The proportion of negative sentiment words has been consistently much higher than proportion of positive sentiment words since 2003.
Source: https://akmalrashid.com/post/2017/11/26/sentiment-analysis-of-a-million-news-headlines/
Fear leads the way
Akmal investigated a library called NRC to conduct analysis on emotion terms: Anger, Anticipation, Disgust, Fear, Joy, Sadness, Surprise, and Trust (there are many more words available).
Fear has highest percentage in the distribution. Next, we can see how the sentiment emotions of headlines change over time by creating bump chart that plots different sentiment groups.
Source: https://akmalrashid.com/post/2017/11/26/sentiment-analysis-of-a-million-news-headlines/
Filtering for a specific word: "Fear"
The next set of data use with the NRC model is interesting, it reveals what the most used words are associated with fear. This type of filtered analysis is beneficial as a temperature gauge of brand/topic/issue and can be used across many industry verticals to provide insight to strategy and planning.
How might the newspapers report on certain issues? Famous people? Ethnicities? Locations? Politicians? Contentious issues? I would suggest that this type of research is the first step of any marketing & communications body of work as well as understanding if your story fits with a certain publication and it's audience.

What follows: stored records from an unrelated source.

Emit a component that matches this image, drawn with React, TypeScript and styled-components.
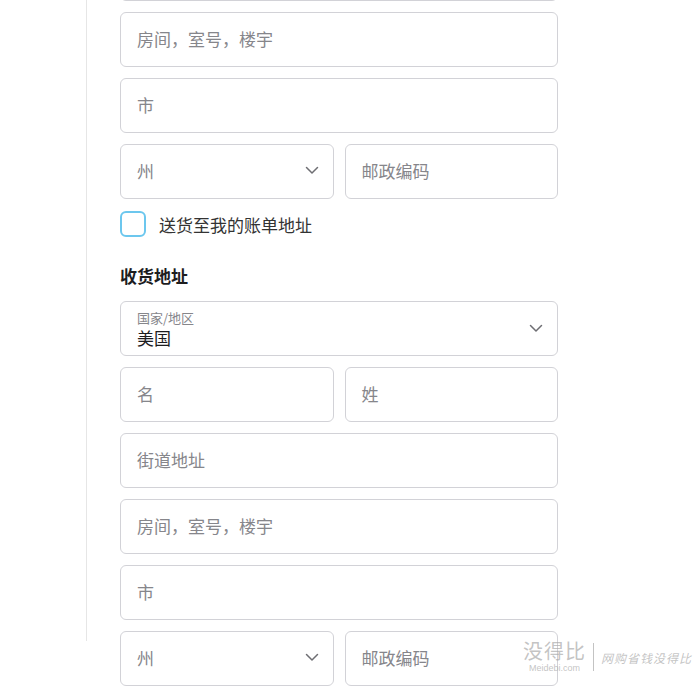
import React from "react";
import styled, { createGlobalStyle } from "styled-components";

const Global = createGlobalStyle`
  html, body { margin: 0; padding: 0; background: #fff; }
  body { font-family: "Noto Sans CJK SC", "Noto Sans", sans-serif; overflow: hidden; }
`;

const Page = styled.div`
  position: relative;
  width: 700px;
  height: 695px;
  overflow: hidden;
  padding-left: 86px;
  box-sizing: border-box;
`;

const Column = styled.div`
  border-left: 1px solid #e6e6e6;
  height: 100%;
  padding-left: 33px;
  box-sizing: border-box;
`;

const Form = styled.div`
  width: 438px;
  margin-top: -54px;
  display: flex;
  flex-direction: column;
  gap: 11px;
`;

const Row = styled.div`
  display: grid;
  grid-template-columns: 1fr 1fr;
  gap: 11px;
`;

const Field = styled.div<{ $stacked?: boolean }>`
  position: relative;
  height: 55px;
  box-sizing: border-box;
  border: 1px solid #d2d2d7;
  border-radius: 6px;
  display: flex;
  align-items: center;
  padding: 0 16px ${(p) => (p.$stacked ? "0" : "3px")};
  font-size: 17px;
  color: #86868b;
  background: #fff;
`;

const SelectField = styled(Field)`
  justify-content: space-between;
  padding-right: 14px;
`;

const Stacked = styled.div`
  display: flex;
  flex-direction: column;
`;

const SmallLabel = styled.span`
  font-size: 13px;
  line-height: 15px;
  color: #86868b;
`;

const Value = styled.span`
  font-size: 17px;
  line-height: 20px;
  color: #1d1d1f;
  margin-top: 3px;
`;

const CheckRow = styled.label`
  display: flex;
  align-items: center;
  gap: 13px;
  margin-top: 1px;
  font-size: 17px;
  color: #333;
`;

const Box = styled.span`
  width: 26px;
  height: 26px;
  box-sizing: border-box;
  border: 2px solid #6cc7ee;
  border-radius: 6px;
`;

const Heading = styled.h3`
  margin: 16px 0 2px;
  font-size: 17px;
  font-weight: 700;
  color: #1d1d1f;
  line-height: 24px;
`;

const Watermark = styled.div`
  position: absolute;
  right: 8px;
  bottom: 22px;
  display: flex;
  align-items: center;
  gap: 7px;
  color: rgba(170, 170, 170, 0.7);
  pointer-events: none;
`;

const Brand = styled.div`
  display: flex;
  flex-direction: column;
  align-items: center;
  line-height: 1;
`;

const BrandName = styled.span`
  font-size: 20px;
  letter-spacing: 1px;
`;

const BrandUrl = styled.span`
  font-family: "Liberation Sans", sans-serif;
  font-size: 9px;
  margin-top: 3px;
`;

const Divider = styled.span`
  width: 1px;
  height: 28px;
  background: rgba(170, 170, 170, 0.7);
`;

const Slogan = styled.span`
  font-size: 12px;
  letter-spacing: 1px;
  font-style: italic;
`;

const Chevron = () => (
  <svg width="14" height="9" viewBox="0 0 14 9" fill="none">
    <path d="M1.5 1.5 L7 7 L12.5 1.5" stroke="#6e6e73" strokeWidth="1.5" strokeLinecap="round" strokeLinejoin="round" />
  </svg>
);

const StateZip = () => (
  <Row>
    <SelectField>
      <span>州</span>
      <Chevron />
    </SelectField>
    <Field>邮政编码</Field>
  </Row>
);

export default function App() {
  return (
    <>
      <Global />
      <Page>
        <Column>
          <Form>
            <Field />
            <Field>房间，室号，楼宇</Field>
            <Field>市</Field>
            <StateZip />
            <CheckRow>
              <Box />
              送货至我的账单地址
            </CheckRow>
            <Heading>收货地址</Heading>
            <SelectField $stacked>
              <Stacked>
                <SmallLabel>国家/地区</SmallLabel>
                <Value>美国</Value>
              </Stacked>
              <Chevron />
            </SelectField>
            <Row>
              <Field>名</Field>
              <Field>姓</Field>
            </Row>
            <Field>街道地址</Field>
            <Field>房间，室号，楼宇</Field>
            <Field>市</Field>
            <StateZip />
          </Form>
        </Column>
        <Watermark>
          <Brand>
            <BrandName>没得比</BrandName>
            <BrandUrl>Meidebi.com</BrandUrl>
          </Brand>
          <Divider />
          <Slogan>网购省钱没得比</Slogan>
        </Watermark>
      </Page>
    </>
  );
}
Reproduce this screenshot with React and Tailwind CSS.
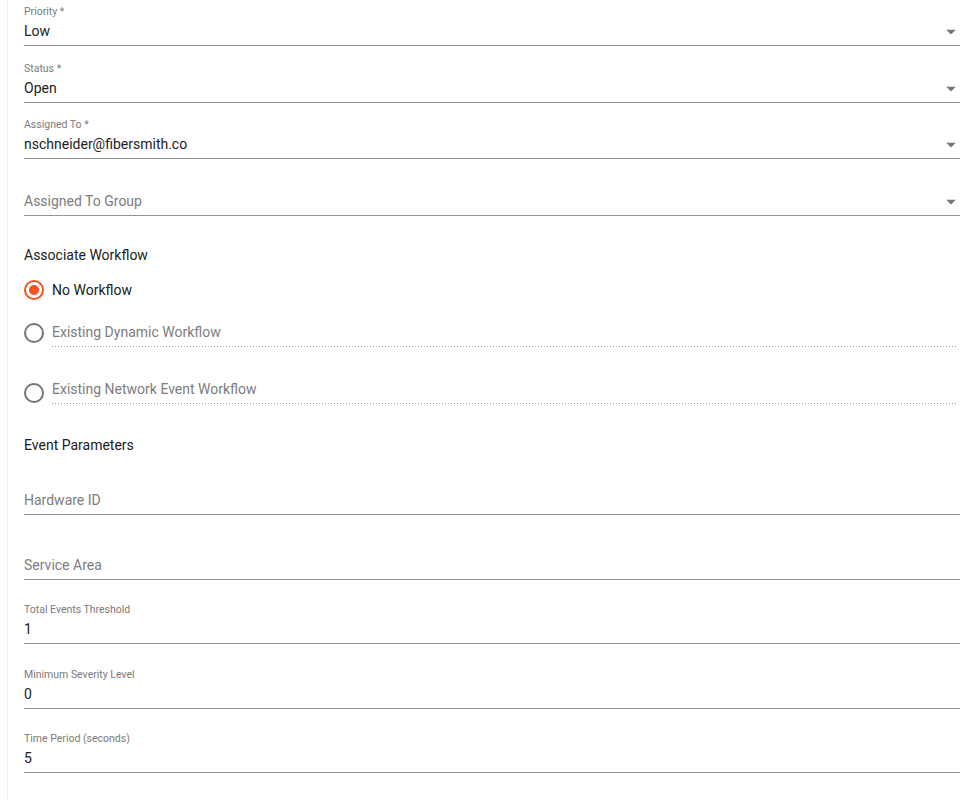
import React, { useState } from 'react';

const ArrowDrop = () => (
  <svg className="absolute right-[4px] top-1/2 -translate-y-1/2 w-[10px] h-[5px] mt-[1px]" viewBox="0 0 10 5">
    <path d="M0 0l5 5 5-5z" fill="#757575" />
  </svg>
);

const Field = ({ label, value, placeholder, select, pad }) => (
  <div className={`flex flex-col ${pad}`}>
    <div className="mt-[1px] h-[14px] text-[10.5px] leading-[14px] text-[#7b7b7b]">{label}</div>
    <div className="relative h-[24px] text-[14px] leading-[24px]">
      {value ? (
        <span className="text-[#212121]">{value}</span>
      ) : (
        <span className="text-[#7d7d7d]">{placeholder}</span>
      )}
      {select && <ArrowDrop />}
    </div>
    <div className="h-[2px]" />
    <div className="h-[1px] bg-[#949494]" />
  </div>
);

const RadioIcon = ({ checked }) => (
  <svg className="w-[20px] h-[20px] shrink-0" viewBox="0 0 20 20">
    <circle cx="10" cy="10" r="9" fill="none" stroke={checked ? '#f4511e' : '#757575'} strokeWidth="2" />
    {checked && <circle cx="10" cy="10" r="5" fill="#f4511e" />}
  </svg>
);

const dotted = 'h-[1px] bg-[linear-gradient(to_right,#9e9e9e_1px,transparent_1px)] bg-[length:3px_1px]';

export default function App() {
  const [workflow, setWorkflow] = useState('none');

  return (
    <div className="min-h-[800px] bg-white font-['Roboto','Liberation_Sans',sans-serif]">
      <div className="ml-[7px] min-h-[800px] border-l border-[#eeeeee] pl-[16px] pr-[15px]">
        <Field label="Priority *" value="Low" select pad="pt-[4px]" />
        <Field label="Status *" value="Open" select pad="pt-[15px]" />
        <Field label="Assigned To *" value="nschneider@fibersmith.co" select pad="pt-[14px]" />
        <Field label="" placeholder="Assigned To Group" select pad="pt-[15px]" />

        <div className="mt-[29px] h-[20px] text-[14px] leading-[20px] text-[#212121]">Associate Workflow</div>

        <div
          className="mt-[13px] flex h-[24px] cursor-pointer items-center gap-[8px]"
          onClick={() => setWorkflow('none')}
        >
          <RadioIcon checked={workflow === 'none'} />
          <span className="text-[14px] text-[#212121]">No Workflow</span>
        </div>

        <div className="mt-[20px] flex items-start gap-[8px]" onClick={() => setWorkflow('dynamic')}>
          <div className="mt-[1px]">
            <RadioIcon checked={workflow === 'dynamic'} />
          </div>
          <div className="flex-1 pr-[3px]">
            <div className="h-[20px] text-[14px] leading-[20px] text-[#7d7d7d]">Existing Dynamic Workflow</div>
            <div className={`mt-[4px] ${dotted}`} />
          </div>
        </div>

        <div className="mt-[32px] flex items-start gap-[8px]" onClick={() => setWorkflow('network')}>
          <div className="mt-[4px]">
            <RadioIcon checked={workflow === 'network'} />
          </div>
          <div className="flex-1 pr-[3px]">
            <div className="h-[20px] text-[14px] leading-[20px] text-[#7d7d7d]">Existing Network Event Workflow</div>
            <div className={`mt-[4px] ${dotted}`} />
          </div>
        </div>

        <div className="mt-[31px] h-[20px] text-[14px] leading-[20px] text-[#212121]">Event Parameters</div>

        <Field label="" placeholder="Hardware ID" pad="pt-[18px]" />
        <Field label="" placeholder="Service Area" pad="pt-[23px]" />
        <Field label="Total Events Threshold" value="1" pad="pt-[22px]" />
        <Field label="Minimum Severity Level" value="0" pad="pt-[23px]" />
        <Field label="Time Period (seconds)" value="5" pad="pt-[22px]" />
      </div>
    </div>
  );
}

Beware of the variances in models
The paper by Akmal also briefly shows the weighting of the models, that is a comparison of the same words sets on the NRC lexicon, Bing lexicon and AFINN lexicon.

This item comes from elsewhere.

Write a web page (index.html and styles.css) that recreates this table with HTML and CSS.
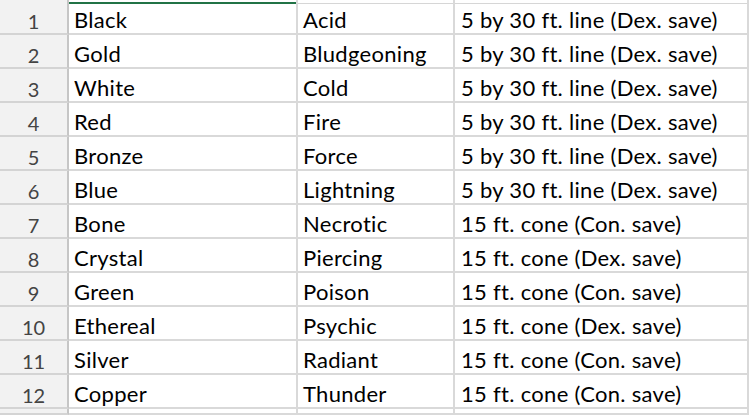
FILE: index.html
```html
<!DOCTYPE html>
<html>
<head>
<meta charset="utf-8">
<link rel="stylesheet" href="styles.css">
</head>
<body>
<div class="sheet">
  <div class="row top"><div class="hd"></div><div class="c b sel"></div><div class="c cc"></div><div class="c d"></div></div>
  <div class="row"><div class="hd">1</div><div class="c b">Black</div><div class="c cc">Acid</div><div class="c d">5 by 30 ft. line (Dex. save)</div></div>
  <div class="row"><div class="hd">2</div><div class="c b">Gold</div><div class="c cc">Bludgeoning</div><div class="c d">5 by 30 ft. line (Dex. save)</div></div>
  <div class="row"><div class="hd">3</div><div class="c b">White</div><div class="c cc">Cold</div><div class="c d">5 by 30 ft. line (Dex. save)</div></div>
  <div class="row"><div class="hd">4</div><div class="c b">Red</div><div class="c cc">Fire</div><div class="c d">5 by 30 ft. line (Dex. save)</div></div>
  <div class="row"><div class="hd">5</div><div class="c b">Bronze</div><div class="c cc">Force</div><div class="c d">5 by 30 ft. line (Dex. save)</div></div>
  <div class="row"><div class="hd">6</div><div class="c b">Blue</div><div class="c cc">Lightning</div><div class="c d">5 by 30 ft. line (Dex. save)</div></div>
  <div class="row"><div class="hd">7</div><div class="c b">Bone</div><div class="c cc">Necrotic</div><div class="c d">15 ft. cone (Con. save)</div></div>
  <div class="row"><div class="hd">8</div><div class="c b">Crystal</div><div class="c cc">Piercing</div><div class="c d">15 ft. cone (Dex. save)</div></div>
  <div class="row"><div class="hd">9</div><div class="c b">Green</div><div class="c cc">Poison</div><div class="c d">15 ft. cone (Con. save)</div></div>
  <div class="row"><div class="hd">10</div><div class="c b">Ethereal</div><div class="c cc">Psychic</div><div class="c d">15 ft. cone (Dex. save)</div></div>
  <div class="row"><div class="hd">11</div><div class="c b">Silver</div><div class="c cc">Radiant</div><div class="c d">15 ft. cone (Con. save)</div></div>
  <div class="row"><div class="hd">12</div><div class="c b">Copper</div><div class="c cc">Thunder</div><div class="c d">15 ft. cone (Con. save)</div></div>
  <div class="row last"><div class="hd"></div><div class="c b"></div><div class="c cc"></div><div class="c d"></div></div>
</div>
</body>
</html>
```
FILE: styles.css
```css
* { box-sizing: border-box; }
html, body {
  margin: 0;
  padding: 0;
  background: #ffffff;
  overflow: hidden;
}
body {
  width: 750px;
  height: 415px;
  font-family: Lato, "Open Sans", sans-serif;
  color: #000000;
}
.sheet {
  display: flex;
  flex-direction: column;
}
.row {
  display: grid;
  grid-template-columns: 69px 229px 157px 294px 1px;
  height: 34px;
}
.row.top {
  height: 1px;
}
.row.top .c { border-bottom: 1px solid #d6d6d6; }
.row.top .hd { border-bottom: 1px solid #c9c9c9; }
.row.top .sel { border-bottom: 2px solid #217346; }
.row.last {
  height: 6px;
}
.hd {
  background: #f2f2f2;
  border-right: 2px solid #c6c6c6;
  border-bottom: 2px solid #d4d4d4;
  color: #444444;
  font-size: 20px;
  display: flex;
  align-items: flex-end;
  justify-content: center;
  padding-bottom: 2px;
  line-height: 1;
}
.c {
  border-right: 2px solid #d9d9d9;
  border-bottom: 2px solid #d9d9d9;
  font-size: 22px;
  letter-spacing: 0.3px;
  line-height: 1;
  padding: 0 0 2px 6px;
  display: flex;
  align-items: flex-end;
  white-space: nowrap;
}
.c.b { padding-left: 5px; }
.c.cc { padding-left: 5px; }
.c.d { padding-left: 6px; }
```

We can see that AFINN and Bing lexicon sentiment across the years have been negative, there’s really no positive sentiment at all! But we can see in the latest index the negative score is really small, is the trend changing? we need more data to confirm that. Generally, across all lexicon, the sentiment of the headlines has all been negative.
Beware of the words not understood by the model
NRC lexicon, Bing lexicon and AFINN lexicon failed to categorise the following words
- Bing: 4,652,959
- NRC: 3,982,132
- AFINN: 4,532,575
Summary
So how have certain news agencies reported on a variety of topics? Are they positive, neutral or negative? After skimming through some interesting data sets and articles on the internet, we can see from the analysis that negative sentiment has been dominating both the very large scale data set and the media headlines in Australia.
In the large data set it is mostly negative reporting on crime and health but positive on business, media & sports. In Australia fear was the dominating theme and associated most with the following terms police, court, fire, crime , crash, death, murder, hospital and others. Headlines in Australia are mostly negative 7 out of 10 times.
It is important to note that these models and data set packages are not the only sources for sentiment analysis. It is possible for others to create their own lexicons through crowd-sourcing and science and research projects (i.e, Te Hiku Media or Amazon Mechanical-Turk). It is also possible for companies to use their data from years of dealing with customers, employees and feedback to inform their lexicon library.
My next side-line project is to develop and analyse datasets for the Pacific region. With articles and headlines from media agencies, reports from government oranisations (such as justice and social organisations) to reveal more insights into who we are, what we talk about and how we reflect on this changing world. Kia ora 😀.